Weil Anfragen von Interessenten sowieso immer wieder kommen werden: Ist es denkbar, dass du noch einmal selbst im Männer-Bereich eine Mannschaft übernehmen wirst?

Es ist immer denkbar. Das wird die Zeit zeigen. Jetzt habe ich erst mal die Aufgabe beim VfL und da etwas zu schaffen. Ob ich in Zukunft noch mal eine Männer-Mannschaft trainiere, werden wir sehen. Aber wenn, dann nur im Leistungsbereich von der 3. Liga aufwärts. Ich möchte dann auch eine Mannschaft haben, die unter Leistungsbedingungen trainieren kann. Dann kann das immer wieder sein. Jetzt beschäftige ich mich aber erst mal mit der Aufgabe in Gummersbach.

 

Du bist 52 Jahre jung. Wo siehst du dich in zehn Jahren?

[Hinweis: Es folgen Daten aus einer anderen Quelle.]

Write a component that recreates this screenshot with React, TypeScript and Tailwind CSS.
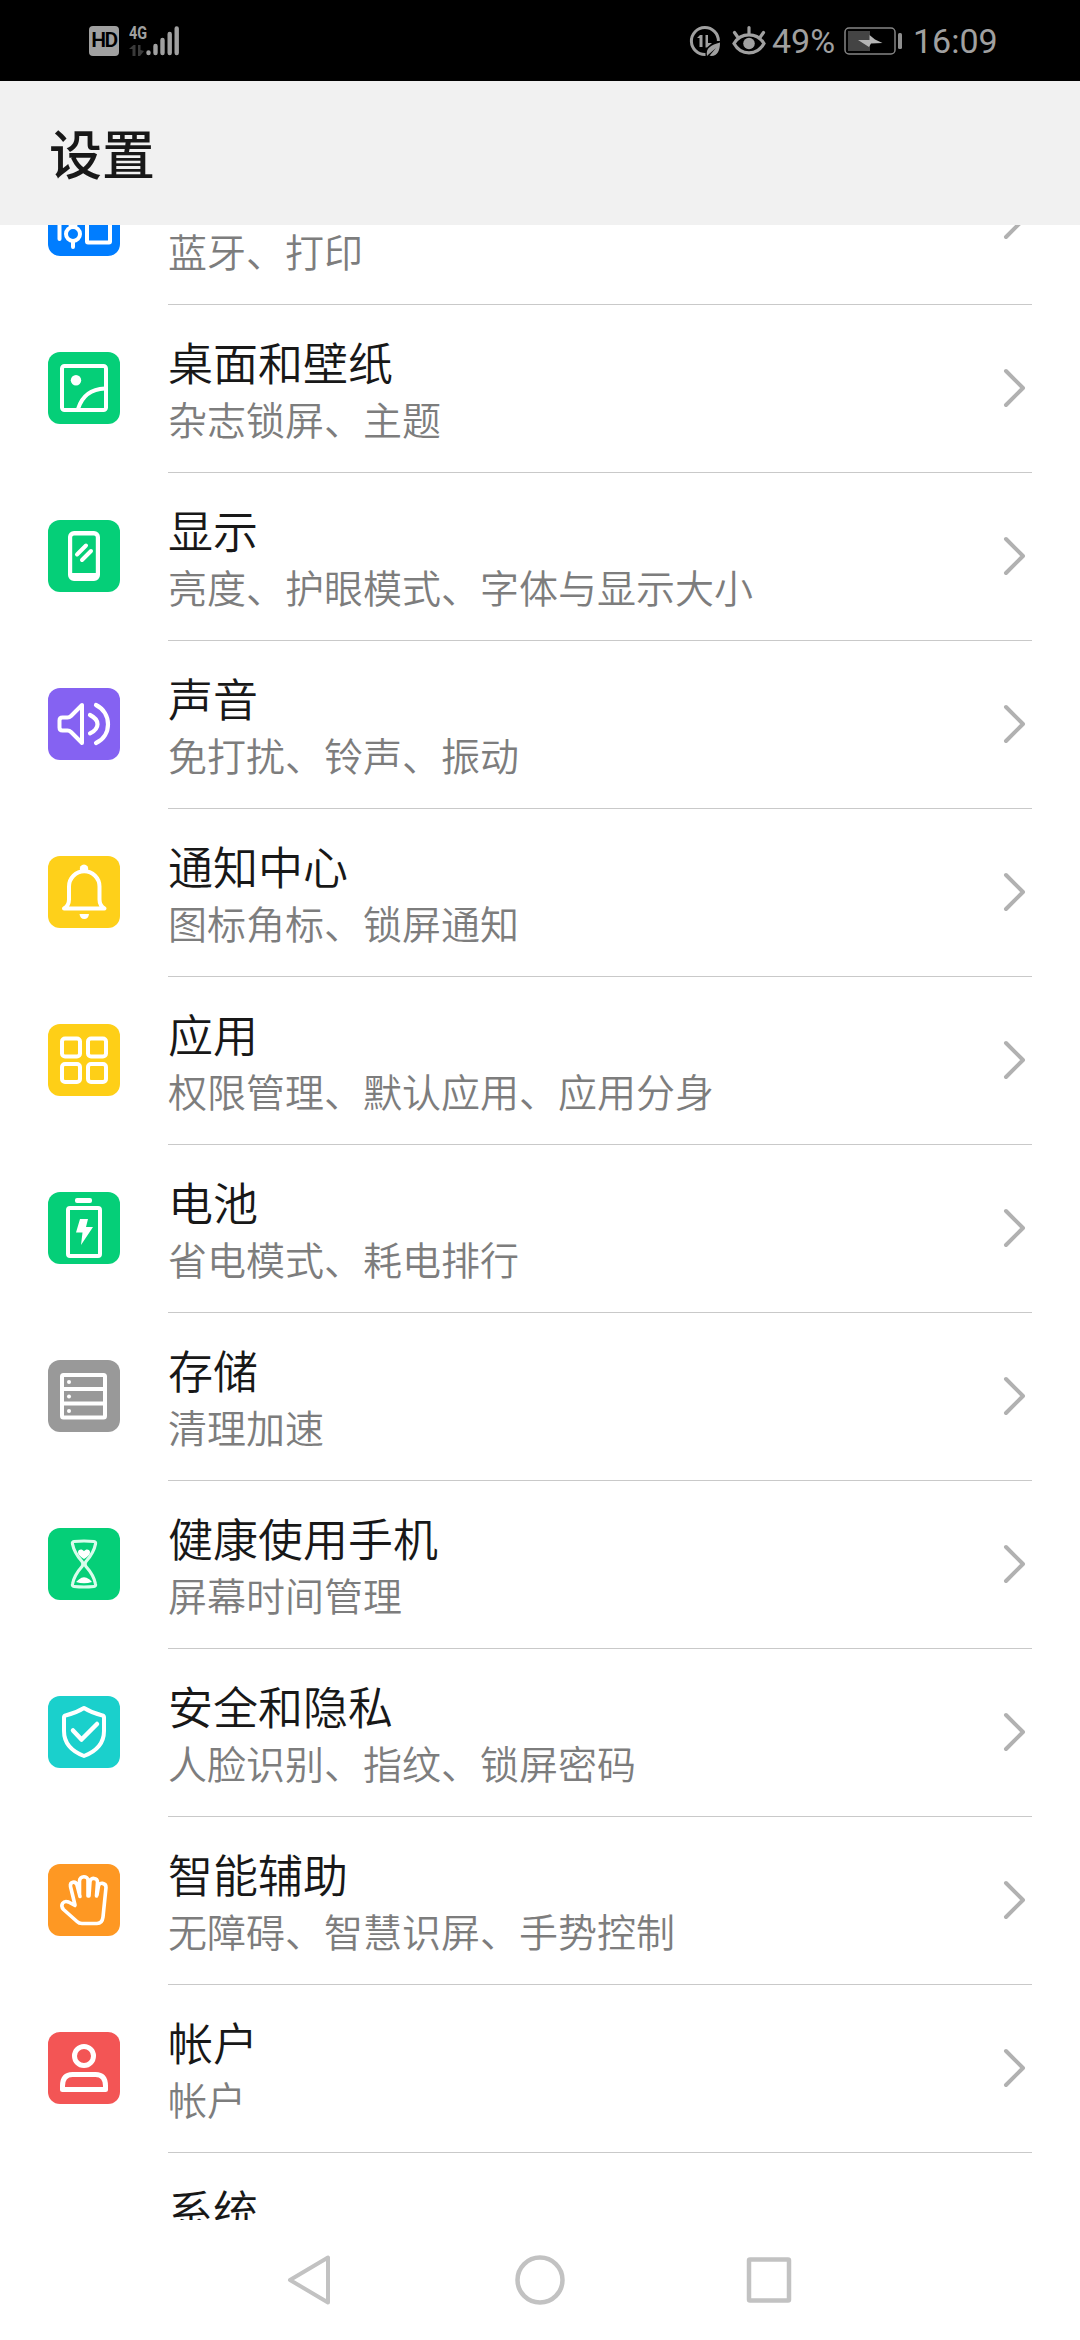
import type { ReactNode } from "react";

type Item = {
    title: string;
    summary?: string;
    color: string;
    icon: ReactNode;
};

// every glyph is drawn on the 72x72 tile
const items: Item[] = [
    {
        title: "更多连接",
        summary: "蓝牙、打印",
        color: "bg-[#007dff]",
        icon: (
            <>
                <path d="M11.5 24v31" />
                <circle cx="25" cy="50" r="7" />
                <path d="M25 57v6M20 24v14M30 24v14M20 38l5 5l5-5" />
                <rect x="39" y="24" width="23" height="34.5" rx="1" />
            </>
        ),
    },
    {
        title: "桌面和壁纸",
        summary: "杂志锁屏、主题",
        color: "bg-[#05cf78]",
        icon: (
            <>
                <rect x="14" y="14" width="44" height="44" rx="2.5" />
                <circle cx="28" cy="28.3" r="5.2" fill="#fff" stroke="none" />
                <path d="M30 57C34 44 43 37 57 36.5" />
            </>
        ),
    },
    {
        title: "显示",
        summary: "亮度、护眼模式、字体与显示大小",
        color: "bg-[#05cf78]",
        icon: (
            <>
                <path d="M26 11h20a6 6 0 0 1 6 6v38a6 6 0 0 1-6 6H26a6 6 0 0 1-6-6V17a6 6 0 0 1 6-6ZM26 15.5a1.8 1.8 0 0 0-1.8 1.8V53h23.6V17.3a1.8 1.8 0 0 0-1.8-1.8Z" fill="#fff" fillRule="evenodd" stroke="none" />
                <path d="M29 34.5l9-9M34 40l9-9" />
            </>
        ),
    },
    {
        title: "声音",
        summary: "免打扰、铃声、振动",
        color: "bg-[#8562f2]",
        icon: (
            <>
                <path d="M11.5 32.5q0-3 3-3h5q2 0 3.5-1.5L34 17v38L23 44q-1.5-1.5-3.5-1.500h-5q-3 0-3-3Z" />
                <path d="M42 27c6 3 7.5 6 7.5 9.2s-1.5 6.2-7.5 9.2M48 17c8 4 12 11.5 12 19.2S56 51.4 48 55" strokeWidth="4.2" />
            </>
        ),
    },
    {
        title: "通知中心",
        summary: "图标角标、锁屏通知",
        color: "bg-[#fed01a]",
        icon: (
            <>
                <path d="M32 14a4.2 4.2 0 1 1 8 0Z" fill="#fff" stroke="none" />
                <path d="M16 52.5q5-3 5-9V30.5a15 15 0 0 1 30.5 0v13q0 6 5 9Z" />
                <path d="M31.5 58h9.5q-.5 5-4.7 5t-4.8-5Z" fill="#fff" stroke="none" />
            </>
        ),
    },
    {
        title: "应用",
        summary: "权限管理、默认应用、应用分身",
        color: "bg-[#fecf17]",
        icon: (
            <>
                <rect x="14" y="14.5" width="18" height="18" rx="3" />
                <rect x="40" y="14.5" width="18" height="18" rx="3" />
                <rect x="14" y="40" width="18" height="18" rx="3" />
                <rect x="40" y="40" width="18" height="18" rx="3" />
            </>
        ),
    },
    {
        title: "电池",
        summary: "省电模式、耗电排行",
        color: "bg-[#05cf78]",
        icon: (
            <>
                <rect x="27" y="6" width="17" height="5" rx="2" fill="#fff" stroke="none" />
                <rect x="20" y="16" width="32" height="48" rx="2" />
                <path d="M32 27h8l-2 8h7L33 53l1.5-12.5H28Z" fill="#fff" stroke="none" />
            </>
        ),
    },
    {
        title: "存储",
        summary: "清理加速",
        color: "bg-[#999999]",
        icon: (
            <>
                <rect x="14" y="15" width="43" height="42.5" rx="1.5" />
                <path d="M14 29h43M14 43.5h43" />
                <circle cx="21" cy="22" r="2" fill="#fff" stroke="none" />
                <circle cx="21" cy="36.5" r="2" fill="#fff" stroke="none" />
                <circle cx="21" cy="51" r="2" fill="#fff" stroke="none" />
            </>
        ),
    },
    {
        title: "健康使用手机",
        summary: "屏幕时间管理",
        color: "bg-[#05cf78]",
        icon: (
            <g stroke="#d9fcec" strokeWidth="3.2">
                <path d="M26 13.5q10-1 20 0q2 .2 1.5 2.5C46 24 42 29 38 33.5q-2 2.5 0 5C42 43 46 48 47.5 56q.5 2.3-1.5 2.5q-10 1-20 0q-2-.2-1.5-2.5C26 48 30 43 34 38.5q2-2.5 0-5C30 29 26 24 24.5 16q-.5-2.3 1.5-2.5Z" />
                <path d="M36 31c-4-2.5-6-4.5-6-6.8 0-2.8 4-3.7 6-.9 2-2.8 6-1.9 6 .9 0 2.3-2 4.3-6 6.8ZM28 54q3-3 5.5-4.2 2.500-1.2 5 0Q42 51 44 54q-8 2.5-16 0Z" fill="#fff" stroke="none" />
            </g>
        ),
    },
    {
        title: "安全和隐私",
        summary: "人脸识别、指纹、锁屏密码",
        color: "bg-[#1ad0cc]",
        icon: (
            <>
                <path d="M36 12q8 5 18.5 7.5Q56 20 56 21.5V35c0 12-7 20-20 25C23 55 16 47 16 35V21.5q0-1.5 1.5-2Q28 17 36 12Z" />
                <path d="M25 34.5l8.5 9L49 28" strokeWidth="4.5" />
            </>
        ),
    },
    {
        title: "智能辅助",
        summary: "无障碍、智慧识屏、手势控制",
        color: "bg-[#fe9823]",
        icon: (
            <path
                d="M27 41L22.5 22.5c-.8-5 5-6 6.5-1.5l3 11.5M31.5 30V17c0-5.500 8.5-5.5 8.5-.5v15.5M41 32l1-14.5c.5-4.5 8-4 7.5 1L48.5 32M49 31l1.500-9c.7-4 7.500-3.5 7.500 1.500L55 53q-.8 6.5-6 6.5H34q-3 0-5-2L15.5 45.5c-4-4.5 0-9.5 5-7.5L27 41.5"
                strokeWidth="3.6"
            />
        ),
    },
    {
        title: "帐户",
        summary: "帐户",
        color: "bg-[#f35555]",
        icon: (
            <>
                <circle cx="36" cy="24" r="9.5" strokeWidth="5" />
                <path d="M14.5 57.5V54q0-11.5 10-11.5h23q10 0 10 11.5v3.5Z" strokeWidth="5" />
            </>
        ),
    },
];

function StatusBar() {
    return (
        <div className="flex h-[81px] shrink-0 items-center justify-between bg-black pl-[89px] pr-[84px] text-[#a0a0a0]">
            <div className="flex items-center gap-[10px]">
                <div className="flex h-[30px] w-[30px] items-center justify-center rounded-[4px] bg-[#a0a0a0] text-[21px] font-semibold tracking-[-1.5px] text-black">
                    HD
                </div>
                <div className="relative h-[32px] w-[52px]">
                    <span className="absolute left-0 top-[-1px] origin-left scale-x-[0.8] text-[18px] leading-[18px] font-bold">4G</span>
                    <svg width="52" height="32" viewBox="0 0 52 32" fill="none" stroke="currentColor" strokeWidth="4.4" strokeLinecap="round">
                        <path d="M0 24l4.5-4h2v11h-3V24ZM9 20h2.5v5L15 26l-4 5H9Z" fill="#3a3a3a" stroke="none" />
                        <path d="M19.5 27.5v.5M26.5 21v7M33.5 15v13M40.7 9v19M47.7 3.5V28" />
                    </svg>
                </div>
            </div>
            <div className="flex items-center">
                <svg width="32" height="32" viewBox="0 0 32 32" fill="none" stroke="currentColor" strokeWidth="3">
                    <path d="M16.5 29.5A13.5 13.5 0 1 1 29.4 16" />
                    <path d="M8 13l3-3h2.5v12H10.5v-9ZM16.5 10H19v8h4l-5 4.5h-1.5Z" fill="currentColor" stroke="none" />
                    <path d="M18 31c-1.5-8 4-11 13-13.5 0 9-3 14.5-10.5 13.3L27 23l-7.5 6.5Z" fill="currentColor" stroke="none" />
                </svg>
                <svg className="ml-[11px]" width="34" height="32" viewBox="0 0 34 32" fill="none" stroke="currentColor" strokeWidth="3.2" strokeLinecap="round">
                    <path d="M2 18.5C9 7 25 7 32 18.5 25 31 9 31 2 18.5ZM2.5 7.5l3.5 5M17 2.5v6M31.5 7.5l-3.5 5" />
                    <circle cx="17" cy="18.5" r="5.8" fill="currentColor" stroke="none" />
                </svg>
                <span className="ml-[6px] w-[63px] whitespace-nowrap text-[34px] leading-none">49%</span>
                <svg className="ml-[9px]" width="59" height="28" viewBox="0 0 59 28">
                    <rect x="1" y="1" width="50" height="26" rx="4" fill="none" stroke="#858585" strokeWidth="1.5" />
                    <rect x="4" y="4" width="22" height="20" fill="#444" />
                    <path d="M14 13h11.500V8l5.500 4.500 7.500 3.500-11.500.500-2 3.500Z" fill="#b5b5b5" />
                    <rect x="54" y="6" width="4" height="16" rx="1.5" fill="#8f8f8f" />
                </svg>
                <span className="ml-[10px] w-[83px] whitespace-nowrap text-[34px] leading-none">16:09</span>
            </div>
        </div>
    );
}

function SettingRow({ item }: { item: Item }) {
    return (
        <div className="flex h-[168px] shrink-0 pl-12 pr-12">
            <div className={`mt-[47px] h-[72px] w-[72px] shrink-0 overflow-hidden rounded-[12px] ${item.color}`}>
                <svg width="72" height="72" viewBox="0 0 72 72" fill="none" stroke="#fff" strokeWidth="4" strokeLinecap="round" strokeLinejoin="round">
                    {item.icon}
                </svg>
            </div>
            <div className="ml-12 flex flex-1 border-b border-[#c9c9c9]">
                <div className="flex-1 pt-[29px]">
                    <div className="text-[45px] leading-[64px] font-[350] text-[#181818]">{item.title}</div>
                    <div className="-mt-[2px] text-[39px] leading-[52px] font-[350] text-[#7d7d7d]">{item.summary}</div>
                </div>
                <svg className="mt-[63px] mr-[5px]" width="24" height="40" viewBox="0 0 24 40" fill="none" stroke="#b1b1b1" strokeWidth="4" strokeLinecap="round" strokeLinejoin="round">
                    <path d="M3 3L20 20L3 37" />
                </svg>
            </div>
        </div>
    );
}

function NavBar() {
    return (
        <div className="flex h-[120px] shrink-0 items-center justify-center gap-[178px] bg-white">
            <svg width="52" height="52" viewBox="0 0 52 52" fill="none" stroke="#c2c2c2" strokeWidth="4" strokeLinejoin="round">
                <path d="M44 3.5v45L6 26Z" />
            </svg>
            <svg width="52" height="52" viewBox="0 0 52 52" fill="none" stroke="#c2c2c2" strokeWidth="4.5">
                <circle cx="26" cy="26" r="22.5" />
            </svg>
            <svg width="52" height="52" viewBox="0 0 52 52" fill="none" stroke="#c2c2c2" strokeWidth="4.5">
                <rect x="5" y="5.5" width="40" height="41" rx="1" />
            </svg>
        </div>
    );
}

export default function App() {
    return (
        <div className="flex h-[2340px] w-[1080px] flex-col overflow-hidden bg-white font-[Roboto,'Noto_Sans_CJK_SC',sans-serif]">
            <StatusBar />
            <header className="flex h-[144px] shrink-0 items-center bg-[#f1f1f1] pt-2 pl-[49px]">
                <h1 className="text-[53px] leading-none font-medium text-[#181818]">设置</h1>
            </header>
            <main className="flex h-[1995px] shrink-0 flex-col overflow-hidden">
                {/* list is scrolled, the first row sits partly under the header */}
                <div className="-mt-[88px] flex shrink-0 flex-col">
                    {items.map((item) => (
                        <SettingRow key={item.title} item={item} />
                    ))}
                    <div className="h-[168px] pl-[168px] pt-[29px] text-[45px] leading-[64px] font-[350] text-[#181818]">系统</div>
                </div>
            </main>
            <NavBar />
        </div>
    );
}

Ich hoffe, immer noch in der Halle und immer noch mit jungen Menschen zu arbeiten und weiterhin Freude am Handball zu haben. Aber ich lebe im Jetzt und dann werden wir sehen, was die nächsten Jahre bringen. Dann können wir uns vielleicht in zehn Jahren wieder unterhalten und schauen, was so passiert ist und wie ich noch weiter dem Handball verbunden bin.

 

Kannst du dir ein Leben ohne den Handball überhaupt vorstellen?

Ich kann mir auch ein Leben ohne Handball vorstellen, ja sicherlich, klar. Er ist ein wichtiger Teil für mich und ich mag es, in der Halle zu stehen. Ich mag es, mit jungen Spielern zu arbeiten – mit Menschen, die einen Leistungsgedanken haben, die wirklich akribisch an Dingen arbeiten. Das hat nicht nur etwas mit dem Sport zu tun. Das merke ich auch in der Schule, in der ich in Marienheide als Lehrer arbeite. Das macht mir große Freude. Ich möchte dem Handball so lange wie möglich verbunden bleiben, aber ich kann mir sicher auch ein Leben ohne Handball vorstellen. Sagen wir es mal so: Muss noch nicht sein.